Of course, Dave quickly dismisses the ROP and tells Brett to buy a term policy without the feature. He gives a thorough and valid explanation as to why he believes this. Then — as if he were directly challenging me, like a news network moderator to an outspoken presidential nominee — he slams whole life policies and the entire insurance industry. He references Gerber Life, saying, “If you buy your life insurance from the same place you buy your baby food, you have a problem.” This is after he says that life insurance is the most gimmick-riddled industry of all.
“It’s not fortunate, it’s unfortunate,” Dave tells Brett about the whole life policy purchased for him when he was a child. “It’s a really bad product. The returns on investment are horrendous.”

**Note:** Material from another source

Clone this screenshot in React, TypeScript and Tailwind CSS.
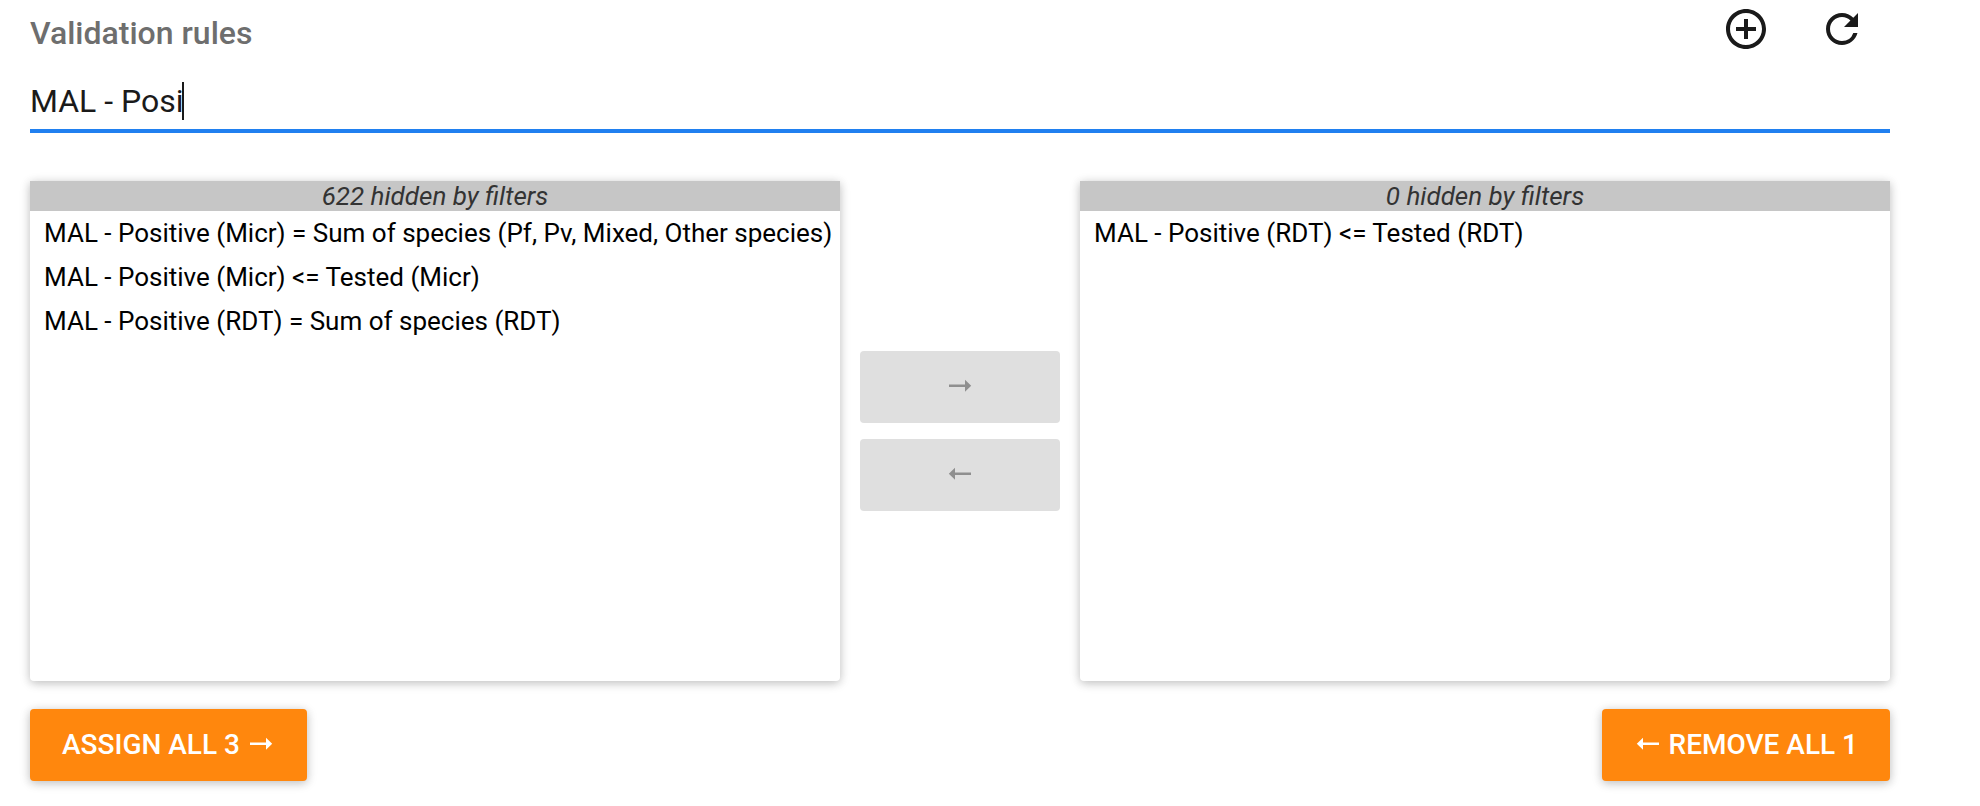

But, what if this whole life policy is not an investment? What if we used it for its intended purpose … uh, what was that again? Oh, right: life insurance with premiums that will never increase and, just as important, a death benefit that will never decrease. What if — and this is a big one, stay with me —what if the premiums under the existing policy are lower than they would be under a new policy? What if premiums for a dreaded, horrible, waste-of-paper whole life policy were equivalent or actually lower than the suggested term policy? (Take this out of context and I’ll probably be losing some carrier appointments.)
I was going to grab my financial calculator to extrapolate the math. But then I thought, “Wait a minute, Mike, if your opponent doesn’t use a calculator, isn’t it an unfair advantage for you to do so?” So, for today, no calculator. I promise … sigh.
Alright, let’s do this.
I went to Mutual of Omaha and found a $50,000 whole life policy for $16.00 per month. Since interest rates were considerably greater 30–35 years ago, the monthly premium Brett pays is likely to be lower, despite the more favorable mortality tables used today. If I had my trusty calculator, we could make a reasonable adjustment for this, but I promised to shelve the calc. for today. If only there was another way to find out how much Brett was paying for the policy. How could we do such a thing? I suppose our host could’ve asked this question, but who has time for questioning a suspect we’ve already concluded is guilty? Best we can do, then, is go with the $16 per month premium we could purchase today.
Next, how much would a $50,000 twenty-year term policy cost for a 35-year-old male? Go to Zander.com and click on “instant term quote.”
Question 1: Date of Birth? Easy enough; let’s go with 1-1-1980.
Question 2: Gender? Another easy answer; male.
Question 3: Have you used any tobacco products in the last 12 months? I have no idea. Let me go listen to the radio archives found at daveramsey.com … nope, the question wasn’t asked. How can a financial professional advise against a product whose cost is undisclosed in favor of a product whose cost will vary greatly depending on tobacco usage? I’m sure this was just an oversight.
Question 4: Your health class? Another question we can’t answer. See, this is what happens when someone who is not licensed to counsel folks on proper financial decisions does just that. Mistakes are made. It’s a mistake to advise the replacement of a life insurance policy without asking simple qualifying questions. Ask any insurance agent how to determine the suitability of a life insurance replacement, and I guarantee they’ll do a better job than Dave does here.
Using the Zander term quote, I got $7.83–$21.18 per month for a non-smoker. If Brett does smoke, the premiums vary from $19.69–$44.94. Looking at these numbers, it seems very likely that this is another example of Dave giving harmful, financially impactful advice. Dave has now convinced poor Brett to pay more for life insurance in any of the following circumstances:
A. Brett doesn’t qualify for health class underwriting, which qualifies for the lower premiums.
B. Brett has used tobacco products in the last 12 months.
C. The actual premiums for the existing policy are lower than we assumed and are thus lower than the proposed replacement.
D. The cost of insurance (premiums minus the cash value component) are less than the proposed cost of insurance adjusted for the interest gained on the “invested difference.”